I had to take a lot of breaks reading
Frauen for my history exam.
Frauen is about women's experiences in Third Reich Germany. This American journalist went to Germany in the late eighties and interviewed dozens of women.
I'd expected it to be more interesting than my average class reading, but I hadn't expected it to be so affecting. These were ordinary women, some who were involved in the regime - one was a concentration camp guard, one a party member, one an anti-aircraft gunner - some who opposed it - a woman doctor who refused to report those with congenital illnesses, to keep them from being euthanized. They were just people, full of contradictions. It was the first time I've ever been able to say, "Yeah, I see how the people let it happen." The things these women went through - losing family, losing their homes in bombs, rape by the victorious Russian soldiers. The way they turned a blind eye. The way they justified what they'd been a party to.

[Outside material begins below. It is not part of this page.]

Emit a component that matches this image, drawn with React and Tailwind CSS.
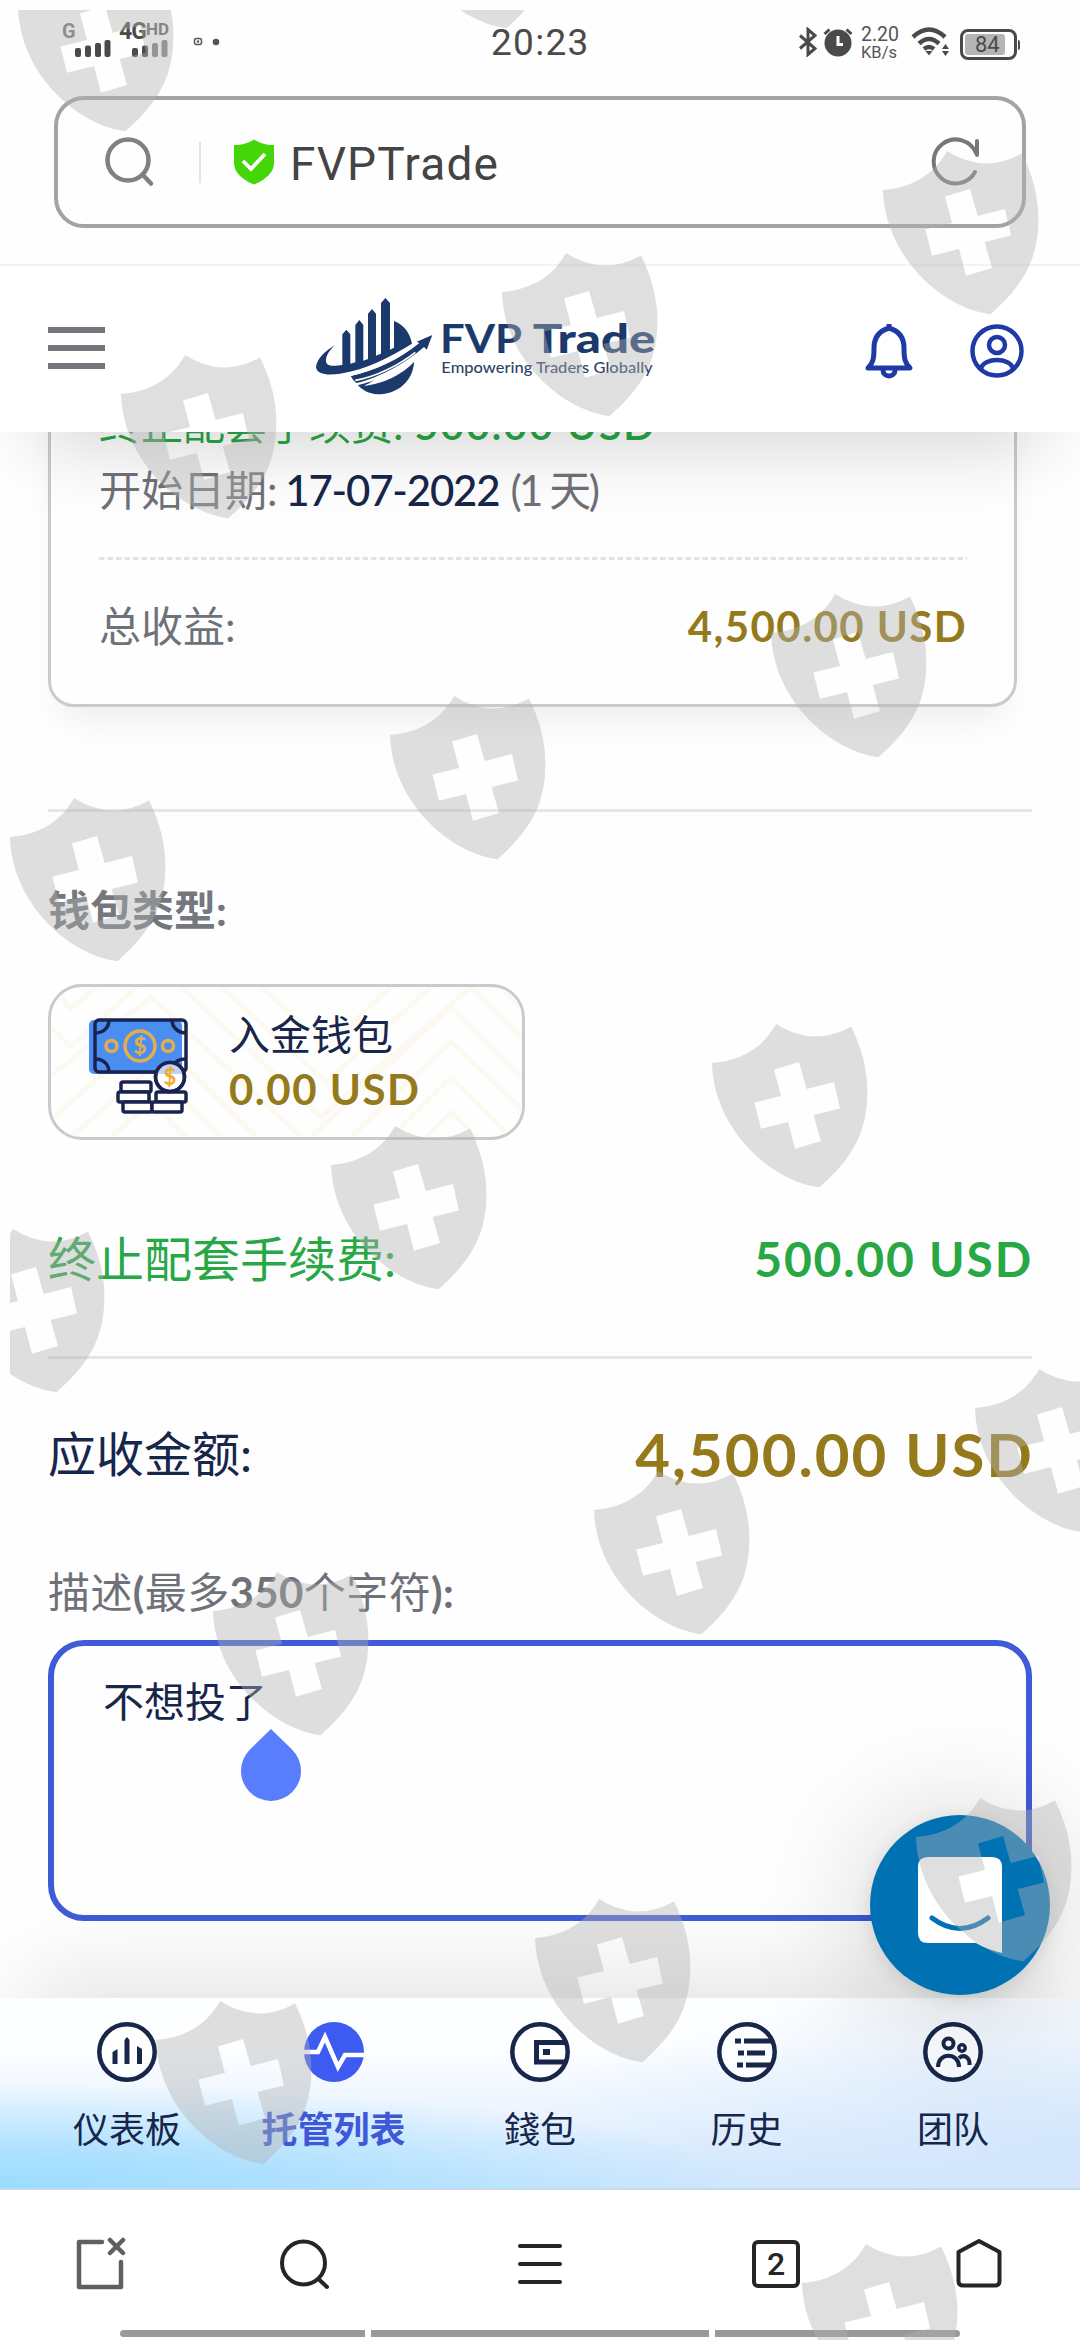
import React from 'react';

const navItems = [
  { key: 'dashboard', label: '仪表板' },
  { key: 'custody', label: '托管列表', active: true },
  { key: 'wallet', label: '錢包' },
  { key: 'history', label: '历史' },
  { key: 'team', label: '团队' },
];

// top-left corner of every watermark shield
const shields = [
  [18, -32], [399, -135], [883, 151], [502, 253], [121, 355], [771, 594],
  [390, 696], [10, 798], [712, 1024], [331, 1126], [-51, 1229], [975, 1369],
  [594, 1471], [213, 1572], [916, 1798], [535, 1899], [156, 2001], [802, 2244],
];

function Watermark() {
  return (
    <svg className="pointer-events-none absolute inset-0 z-40" width="1080" height="2340" viewBox="0 0 1080 2340">
      <defs>
        <clipPath id="wm-clip">
          <rect x="10" y="10" width="1070" height="2330" />
        </clipPath>
        <path
          id="wm-shield"
          fillRule="evenodd"
          d="M0 39C22 37 48 29 64 0Q101 23.6 139 2.4C150 24 156 48 155.3 70C155 112 137 137 107.5 163.2C62 158 2 108 0 39ZM62 45.5L69 72L42.4 78.5L49 104.7L76 98L83 124.7L109 117L101.6 91L128 84.4L122 58L94.7 65L87 38Z"
        />
      </defs>
      <g clipPath="url(#wm-clip)" fill="#b2b2b2" fillOpacity="0.415">
        {shields.map(([x, y]) => (
          <use key={`${x}-${y}`} href="#wm-shield" x={x} y={y} />
        ))}
      </g>
    </svg>
  );
}

function SignalBars({ faded }) {
  return (
    <svg width="36" height="17" viewBox="0 0 36 17" fill="#4a4a4a">
      <rect x="0" y="8" width="6" height="9" rx="2" />
      <rect x="10" y="5.5" width="6" height="11.5" rx="2" />
      <rect x="20" y="3" width="6" height="14" rx="2" opacity={faded ? 0.7 : 1} />
      <rect x="29.500" y="0" width="6" height="17" rx="2" opacity={faded ? 0.7 : 1} />
    </svg>
  );
}

function StatusBar() {
  return (
    <div className="flex h-[96px] items-start pr-[60px] pl-[62px] pt-[22px] font-['Roboto',sans-serif] text-[#4a4a4a]">
      <div className="flex w-[429px] shrink-0">
        <div className="w-[57px] text-[20px] leading-[19px] font-bold text-[#777]">
          <div>G</div>
          <div className="-mt-px pl-[13px]"><SignalBars /></div>
        </div>
        <div className="w-[74px] text-[23px] leading-[19px] font-bold">
          <div className="flex items-start tracking-[-1px]">
            4G<span className="text-[17px] leading-[15px] tracking-normal text-[#666]">HD</span>
          </div>
          <div className="-mt-px pl-[13px]"><SignalBars faded /></div>
        </div>
        <svg className="mt-[14px]" width="30" height="12" viewBox="0 0 30 12">
          <rect x="1.500" y="2.500" width="7" height="6" rx="2" fill="none" stroke="#555" strokeWidth="1.500" />
          <circle cx="5" cy="5.500" r="1.200" fill="#555" />
          <circle cx="23" cy="6" r="3.300" fill="#555" />
        </svg>
      </div>
      <div className="pt-px text-[37px] leading-[40px] tracking-[1.3px]">20:23</div>
      <div className="flex flex-1 justify-end pt-[5px]">
        <svg width="18" height="30" viewBox="0 0 18 30" fill="none" stroke="#4a4a4a" strokeWidth="3">
          <path d="M1 8.500L16 21.500L9 27.500V2.500L16 8.500L1 21.500" />
        </svg>
        <svg className="ml-[6px]" width="30" height="30" viewBox="0 0 30 30">
          <circle cx="15" cy="16" r="13.500" fill="#4a4a4a" />
          <path d="M1.500 7L6.500 2.500M28.500 7L23.500 2.500" stroke="#4a4a4a" strokeWidth="3" />
          <path d="M15 9V17.500H20" fill="none" stroke="#fff" strokeWidth="3" />
        </svg>
        <div className="-mt-[1px] ml-[8px] w-[40px] text-[#555]">
          <div className="text-[19.500px] leading-[18px]">2.20</div>
          <div className="text-[16.500px] leading-[18px]">KB/s</div>
        </div>
        <svg className="ml-[10px]" width="40" height="30" viewBox="0 0 40 30" fill="none" stroke="#4a4a4a" strokeWidth="4.500">
          <path d="M2 10Q18 -5 34 10" />
          <path d="M8 16.500Q18 7.500 28 16.500" />
          <path d="M13 22Q18 18 23 22" />
          <path d="M14.500 24L18 28.500L21.500 24Z" fill="#4a4a4a" stroke="none" />
          <path d="M31 22L34.500 17L38 22ZM31 24L34.500 29L38 24Z" fill="#4a4a4a" stroke="none" />
        </svg>
        <div className="ml-[9px] flex items-center">
          <div className="h-[31px] w-[57px] rounded-[8px] border-[3px] border-[#4a4a4a] p-[2px]">
            <div className="relative h-full w-[40px] rounded-[3px] bg-[#b5b5b5]">
              <span className="absolute top-0 left-[10px] text-[22px] leading-[22px]">84</span>
            </div>
          </div>
          <div className="ml-px h-[10px] w-[2px] rounded-r bg-[#4a4a4a]" />
        </div>
      </div>
    </div>
  );
}

function AddressBar() {
  return (
    <div className="mx-[54px] flex h-[132px] items-center rounded-[30px] border-[4px] border-[#a3a3a3] pr-[40px] pl-[47px]">
      <svg width="52" height="52" viewBox="0 0 52 52" fill="none" stroke="#808080" strokeWidth="4.500">
        <circle cx="23" cy="24" r="20.500" />
        <path d="M37.500 38.500L46 47.500" strokeLinecap="round" />
      </svg>
      <div className="ml-[42px] h-[41px] w-[2px] bg-[#e4e4e4]" />
      <svg className="ml-[32px]" width="42" height="46" viewBox="0 0 42 46">
        <path d="M21 0.500C26 4 33 6 41 6V24C41 34 32 41 21 45.500C10 41 1 34 1 24V6C9 6 16 4 21 0.500Z" fill="#45d60a" />
        <path d="M10 22L18 30L32 15" fill="none" stroke="#fff" strokeWidth="3.800" />
      </svg>
      <div className="ml-[15px] flex-1 pt-[4px] font-['Roboto',sans-serif] text-[46px] leading-[54px] tracking-[1.2px] text-[#444]">FVPTrade</div>
      <svg width="52" height="52" viewBox="0 0 52 52" fill="none" stroke="#777" strokeWidth="4" strokeLinecap="round">
        <path d="M45 36A22 22 0 1 1 46 17M47 5V19" />
      </svg>
    </div>
  );
}

function Logo() {
  return (
    <svg className="-mt-[6px]" width="342" height="99" viewBox="75 50 1026 297">
      <g fill="#1b3a6b">
        <path d="M136 194C108 210 80 235 78 260C80 282 112 286 150 280C230 268 300 230 366 190C360 160 345 135 312 122V202L300 208V68L286 53L273 68V220L258 226V100L246 86L234 100V236L220 241V134L208 119L196 134V246L181 250V162L169 148L157 162V254C130 258 112 258 108 244C106 226 120 208 136 194Z" />
        <path d="M182 286C260 270 330 236 388 188L380 184L427 164L410 208L402 200C350 246 270 292 200 308C192 302 186 294 182 286Z" />
        <path d="M204 314C224 310 236 306 252 300C240 308 232 312 222 316C280 312 340 280 372 244C370 300 325 342 262 342C238 340 216 330 204 314Z" />
      </g>
      <path d="M178 284C250 268 320 234 372 192" fill="none" stroke="#fff" strokeWidth="7" />
      <path d="M150 292C230 278 300 244 364 202" fill="none" stroke="#fff" strokeWidth="4" />
      <path d="M196 300C260 290 330 252 376 216" fill="none" stroke="#fff" strokeWidth="5" />
      <text x="450" y="219" fill="#1b3a6b" fontFamily="Lato, sans-serif" fontWeight="700" fontSize="120" textLength="246" lengthAdjust="spacingAndGlyphs">FVP</text>
      <text x="728" y="219" fill="#1b3a6b" fontFamily="Lato, sans-serif" fontWeight="900" fontSize="120" textLength="368" lengthAdjust="spacingAndGlyphs">Trade</text>
      <text x="454" y="278" fill="#2d4466" fontFamily="Lato, sans-serif" fontWeight="500" fontSize="46" textLength="634" lengthAdjust="spacingAndGlyphs">Empowering Traders Globally</text>
    </svg>
  );
}

function SiteHeader() {
  return (
    <header className="relative z-10 flex h-[168px] items-center border-t-2 border-[#f3f3f3] bg-white pr-[55px] pl-[48px] shadow-[0_50px_80px_-40px_rgba(0,0,0,0.18)]">
      <div className="-mt-[2px] flex w-[57px] flex-col gap-[12px]">
        <div className="h-[6px] bg-[#74747b]" />
        <div className="h-[6px] bg-[#74747b]" />
        <div className="h-[6px] bg-[#74747b]" />
      </div>
      <div className="ml-[210px] flex-1"><Logo /></div>
      <svg className="mt-[3px]" width="52" height="56" viewBox="0 0 52 56" fill="none" stroke="#1f3aa6" strokeWidth="5">
        <path d="M5 45C10 40 11 36 11 25C11 14 16 8 26 5C36 8 41 14 41 25C41 36 42 40 47 45Z" strokeLinejoin="round" />
        <path d="M20 47C20 55 32 55 32 47" />
        <path d="M26 1V6" />
      </svg>
      <svg className="mt-[3px] ml-[54px]" width="56" height="56" viewBox="0 0 56 56" fill="none" stroke="#1f3aa6" strokeWidth="4.500">
        <circle cx="28" cy="28" r="24.500" />
        <circle cx="28" cy="22" r="8" />
        <path d="M12 46C14 34 42 34 44 46" />
      </svg>
    </header>
  );
}

function PackageCard() {
  return (
    <section className="-mt-[80px] h-[355px] w-[969px] shrink-0 rounded-[26px] border-[3px] border-[#c9cacf] px-[48px] pt-[36px] text-[42px] leading-[66px] text-[#6e7278] shadow-[0_24px_36px_-14px_rgba(0,0,0,0.08)]">
      <div className="text-[#28a745]">
        终止配套手续费: <span className="font-semibold tracking-[1.4px]">500.00 USD</span>
      </div>
      <div>
        开始日期: <span className="-ml-[3px] font-medium tracking-[-1.2px] text-[#17264a]">17-07-2022</span>
        <span className="ml-[11px] tracking-[-2.5px]">(1 天)</span>
      </div>
      <svg className="mt-[34px] block" width="868" height="3" viewBox="0 0 868 3">
        <path d="M0 1.500H868" stroke="#e2e2e2" strokeWidth="3" strokeDasharray="5.500 3" />
      </svg>
      <div className="mt-[33px] flex justify-between">
        <span>总收益:</span>
        <span className="-mr-px font-bold tracking-[1.4px] text-[#957a1c]">4,500.00 USD</span>
      </div>
    </section>
  );
}

function MoneyIcon() {
  return (
    <svg width="100" height="96" viewBox="0 0 100 96" fill="none" stroke="#1a2350" strokeWidth="3.500">
      <rect x="0" y="2" width="93" height="54" rx="5" fill="#4b8ef2" stroke="none" />
      <rect x="6" y="2" width="91" height="52" rx="4" />
      <path d="M6 15C15 15 20 9 20 2M83 2C83 9 89 15 97 15M6 41C15 41 20 47 20 54M97 41C91 41 86 43 84 48" />
      <circle cx="51" cy="28" r="15" stroke="#e3ad4c" />
      <circle cx="22.500" cy="28" r="5.500" stroke="#e3ad4c" />
      <circle cx="79" cy="28" r="5.500" stroke="#e3ad4c" />
      <text x="51" y="36" textAnchor="middle" fontSize="23" fontWeight="700" fontFamily="Lato, sans-serif" fill="#e3ad4c" stroke="none">$</text>
      <rect x="32" y="64" width="30" height="10" rx="2" fill="#fff" />
      <rect x="29" y="74" width="31" height="10" rx="2" fill="#fff" />
      <rect x="67" y="74" width="30" height="10" rx="2" fill="#fff" />
      <rect x="34" y="84" width="29" height="10" rx="2" fill="#fff" />
      <rect x="63" y="84" width="30" height="10" rx="2" fill="#fff" />
      <circle cx="81" cy="59" r="14.500" fill="#fff" />
      <path d="M67 56C68 47 75 44 81 44.500C89 45 94 50 95 56Z" fill="#bcd6fa" stroke="none" />
      <circle cx="81" cy="59" r="14.500" />
      <text x="81" y="67" textAnchor="middle" fontSize="22" fontWeight="700" fontFamily="Lato, sans-serif" fill="#f5ab27" stroke="none">$</text>
    </svg>
  );
}

function WalletCard() {
  return (
    <div className="relative mt-[43px] flex h-[156px] w-[477px] shrink-0 items-center overflow-hidden rounded-[34px] border-[3px] border-[#c9cacd] pl-[38px]">
      <svg className="absolute inset-0" width="471" height="150" viewBox="0 0 471 150" fill="none" stroke="#fcfaf0" strokeWidth="5">
        <path d="M-40 120L100 10L250 150M-20 150L100 45L205 150M20 150L100 80L170 150M60 150L100 115L135 150" />
        <path d="M130 0L270 130L420 0M170 0L275 95L380 0M210 0L275 60L340 0" />
        <path d="M260 150L400 20L530 150M300 150L400 55L500 150M340 150L400 90L460 150M375 150L400 125L425 150" />
        <path d="M-40 0L20 60L85 0M0 0L20 22L45 0M420 0L480 60M450 0L490 40" />
      </svg>
      <div className="relative pt-[7px]"><MoneyIcon /></div>
      <div className="relative ml-[40px] text-[41px] leading-[54px]">
        <div className="text-[#17264a]">入金钱包</div>
        <div className="text-[42px] font-bold tracking-[1.5px] text-[#957a1c]">0.00 USD</div>
      </div>
    </div>
  );
}

function NavIcon({ name }) {
  if (name === 'custody') {
    return (
      <svg width="60" height="60" viewBox="0 0 60 60">
        <circle cx="30" cy="30" r="30" fill="#3d5af1" />
        <path d="M0 30H14L21 15L34 45L41 33H60" fill="none" stroke="#fff" strokeWidth="4.500" />
      </svg>
    );
  }
  return (
    <svg width="60" height="60" viewBox="0 0 60 60" fill="none" stroke="#17264a" strokeWidth="4.500">
      <circle cx="30" cy="30" r="27.700" fill="#fff" fillOpacity="0.7" />
      {name === 'dashboard' && (
        <path d="M15.500 42V30L20.500 27V42ZM27.500 42V18L30 15L32.500 18V42ZM40 42V24L45 27V42Z" fill="#17264a" stroke="none" />
      )}
      {name === 'wallet' && (
        <>
          <path d="M56 20.500H26.500V40H56" strokeWidth="5" />
          <rect x="33" y="27" width="7" height="6" fill="#17264a" stroke="none" />
        </>
      )}
      {name === 'history' && (
        <path d="M18 19H24M27 19H55M21 31H27M30 31H48M20 43H26M29 43H54" strokeWidth="5" />
      )}
      {name === 'team' && (
        <>
          <circle cx="25.500" cy="21.500" r="5" strokeWidth="4" />
          <circle cx="39" cy="26" r="3.200" strokeWidth="3.500" />
          <path d="M15 45C15 30 36 30 36 45" strokeWidth="4" />
          <path d="M36 36C41 32 47 35 46.500 43" strokeWidth="4" />
        </>
      )}
    </svg>
  );
}

function BottomNav() {
  return (
    <nav className="relative z-10 flex h-[192px] shrink-0 justify-center border-b-2 border-[#c8dbea] bg-white bg-[radial-gradient(ellipse_760px_105px_at_0%_100%,#9adcff,#9adcff99_45%,transparent),radial-gradient(ellipse_560px_190px_at_100%_85%,#d3e6fb,#d3e6fb66_60%,transparent),linear-gradient(to_bottom,#fdfeff_25%,#e9f3ff_65%,#cfe7ff)] pt-[24px] shadow-[0_-50px_90px_-30px_rgba(0,0,0,0.11)]">
      {navItems.map((item) => (
        <div key={item.key} className="flex w-[206.500px] flex-col items-center">
          <NavIcon name={item.key} />
          <span
            className={
              item.active
                ? 'mt-[21px] text-[36px] leading-[52px] font-bold text-[#3f58d8]'
                : 'mt-[21px] text-[36px] leading-[52px] text-[#17264a]'
            }
          >
            {item.label}
          </span>
        </div>
      ))}
    </nav>
  );
}

function ChatButton() {
  return (
    <button className="absolute top-[1815px] left-[870px] z-30 flex size-[180px] items-center justify-center rounded-full bg-[#0072b4] shadow-[0_4px_18px_rgba(0,0,0,0.1),0_6px_130px_rgba(0,0,0,0.2)]">
      <svg width="84" height="96" viewBox="0 0 84 96">
        <path d="M10 0H74Q84 0 84 10V96Q68 92 58 86H10Q0 86 0 76V10Q0 0 10 0Z" fill="#fff" />
        <path d="M14 61Q42 82 70 61" fill="none" stroke="#0072b4" strokeWidth="5" strokeLinecap="round" />
      </svg>
    </button>
  );
}

function BrowserBar() {
  return (
    <footer className="relative z-10 h-[150px] shrink-0 bg-white">
      <div className="flex h-[140px] items-center pl-[75px] pt-[8px]">
        <svg width="54" height="56" viewBox="0 0 54 56" fill="none" stroke="#606060" strokeWidth="4.500" strokeLinecap="round">
          <path d="M27 6H4V51H46V26M35 4L48 17M48 4L35 17" strokeLinejoin="round" />
        </svg>
        <svg className="ml-[151px]" width="50" height="52" viewBox="0 0 50 52" fill="none" stroke="#252525" strokeWidth="4" strokeLinecap="round">
          <circle cx="23.500" cy="25" r="21.500" />
          <path d="M38.500 41L47 49" />
        </svg>
        <svg className="ml-[188px]" width="44" height="44" viewBox="0 0 44 44" stroke="#252525" strokeWidth="4" strokeLinecap="round">
          <path d="M2 4H42M2 22H42M2 40H42" />
        </svg>
        <div className="ml-[190px] flex size-[48px] items-center justify-center rounded-[6px] border-4 border-[#252525] font-['Roboto',sans-serif] text-[32px] font-medium text-[#252525]">
          2
        </div>
        <svg className="-mt-[3px] ml-[156px]" width="46" height="50" viewBox="0 0 46 50" fill="none" stroke="#252525" strokeWidth="4" strokeLinejoin="round">
          <path d="M23 3L43.500 14V43Q43.500 47.500 39 47.500H7Q2.500 47.500 2.500 43V14Z" />
        </svg>
      </div>
      <div className="flex h-[7px] gap-[6px] pl-[120px]">
        <div className="w-[245px] rounded-l-full bg-[#999]" />
        <div className="w-[338px] bg-[#999]" />
        <div className="w-[245px] rounded-r-full bg-[#999]" />
      </div>
    </footer>
  );
}

function App() {
  return (
    <div className="relative flex h-[2340px] w-[1080px] flex-col overflow-hidden bg-[#fefefe] font-['Lato','Noto_Sans_CJK_SC',sans-serif]">
      <StatusBar />
      <AddressBar />
      <div className="h-[36px]" />
      <SiteHeader />

      <main className="flex h-[1566px] shrink-0 flex-col px-[48px]">
        <PackageCard />
        <div className="mt-[102px] h-[3px] shrink-0 bg-[#e6e6e6]" />
        <div className="mt-[67px] text-[42px] leading-[62px] font-bold text-[#74787e]">钱包类型:</div>
        <WalletCard />

        <div className="mt-[83px] flex h-[72px] items-center justify-between text-[48px] leading-[72px] text-[#28a745]">
          <span>终止配套手续费:</span>
          <span className="-mr-px font-bold tracking-[1.8px]">500.00 USD</span>
        </div>
        <div className="mt-[61px] h-[3px] shrink-0 bg-[#e6e6e6]" />

        <div className="mt-[50px] flex h-[90px] items-center justify-between text-[#17264a]">
          <span className="text-[48px] leading-[72px]">应收金额:</span>
          <span className="-mr-[2px] text-[60px] leading-[90px] font-bold tracking-[2px] text-[#957a1c]">4,500.00 USD</span>
        </div>

        <div className="mt-[62px] text-[42px] leading-[62px] tracking-[0.4px] text-[#6e7278]">
          描述<b>(</b>最多<b>350</b>个字符<b>):</b>
        </div>
        <div className="relative mt-[17px] h-[281px] shrink-0 rounded-[36px] border-[6px] border-[#3f5bd6] px-[49px] pt-[26px] text-[41px] leading-[60px] text-[#17264a]">
          不想投了
          <svg className="absolute top-[83px] left-[187px]" width="60" height="74" viewBox="0 0 60 74">
            <path d="M30 0L51 20.500A30 30 0 1 1 9 20.500Z" fill="#587dfd" />
          </svg>
        </div>
      </main>

      <BottomNav />
      <BrowserBar />
      <ChatButton />
      <Watermark />
    </div>
  );
}

export default App;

How everyone just let it happen. Whether they could have stopped it even if they'd known what would happen. Whether it could happen here.
Anyway, I'd be reading Frau Doktor Blersch tell the story of how she had her fifth child after her husband (an army doctor) had died of typhoid at the front because he hadn't had enough vaccine for everyone, so he skipped innoculating himself, and then the Nazis sent her a Mother's Cross (a medal that women got after having a lot of children). She sent it back, which was pretty ballsy at that point. I'd put the book down for a minute, take a deep breath.
I kept thinking, would I have been strong enough.